Theorem: The asymptotic behavior of P(n,1,-1,x) for n>>1 and fixed
x<-1 is
(1) P(n,1,-1,x) ~ ( f(n-1,x) - x f(n,x) ) / (1-x)
with f(n,x) = (-1)^n (-x+y)^(n+1/2) / sqrt(2*Pi*n*y) and y = sqrt
(x^2-1).
Remark: For x=-3/2 this is better than 1% accurate already for n=8.
Proof: (1) follows at once from
(2) (1-x) P(n,1,-1,x) = P(n-1,x) - x P(n,x) (for n>=1),
(3) P(n,x) ~ f(n,x) (for n>>1 and fixed x<-1).
Proof of (2): We start from the generating function
<http://functions.wolfram.com/05.06.11.0001.01>
sum_{n>=0} P(n,a,b,x) z^n = 2^(a+b) (1-z+R)^(-a) (1+z+R)^(-b) / R
with R = sqrt(1-2*x*z+z^2). For a=1 and b=-1 this gives
(1-x) sum_{n>=0} P(n,1,-1,x) z^n = (1-x) (1-z+R)^(-1) (1+z+R) / R
= R^(-1) (1-x) [1-(z+R)^2]/[(1-z)^2-R^2] = (z-x+R)/R = z/R - x/R - 1
Taking coefficients of z^n for n>=1 yields (2).
Proof of (3): We assume x<-1 and use the integral representation
<http://functions.wolfram.com/05.03.07.0001.01>
P(n,x) = int_0^Pi ( x - y cos(t) )^n dt / Pi
= (-1)^n/Pi int_0^Pi exp(n g(t)) dt
where g(t) = ln(-x + y cos(t)), which has a single maximum in [0,Pi]

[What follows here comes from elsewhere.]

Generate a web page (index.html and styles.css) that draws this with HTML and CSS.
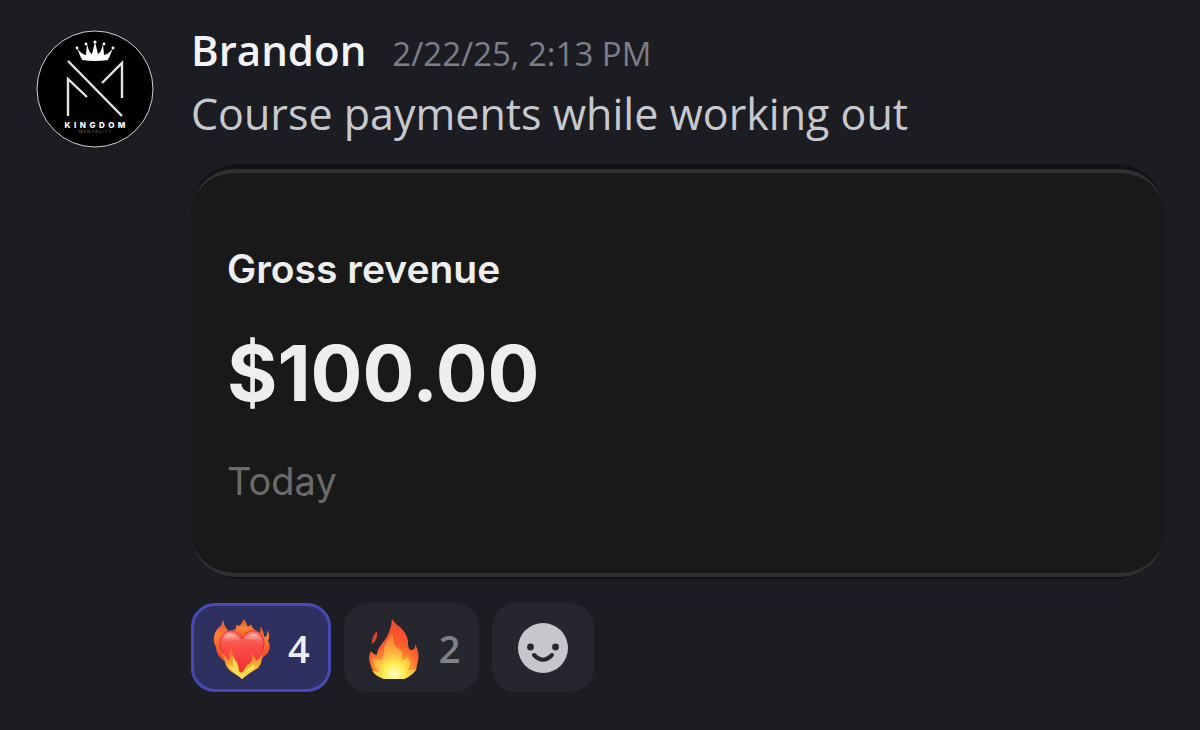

at t=0 with g(0) = ln(-x+y) and g''(0) = -y/(-x+y) < 0. For n>>1
Laplace's method thus yields
P(n,x) ~ (-1)^n/Pi exp(n g(0)) int_0^infty exp(n g''(0) t^2 / 2) dt
= (-1)^n/Pi (-x+y)^n sqrt(Pi)/2 sqrt(2)/sqrt(-n g''(0)) = f(n,x)
which establishes (3).
Cheers,
Icke Selba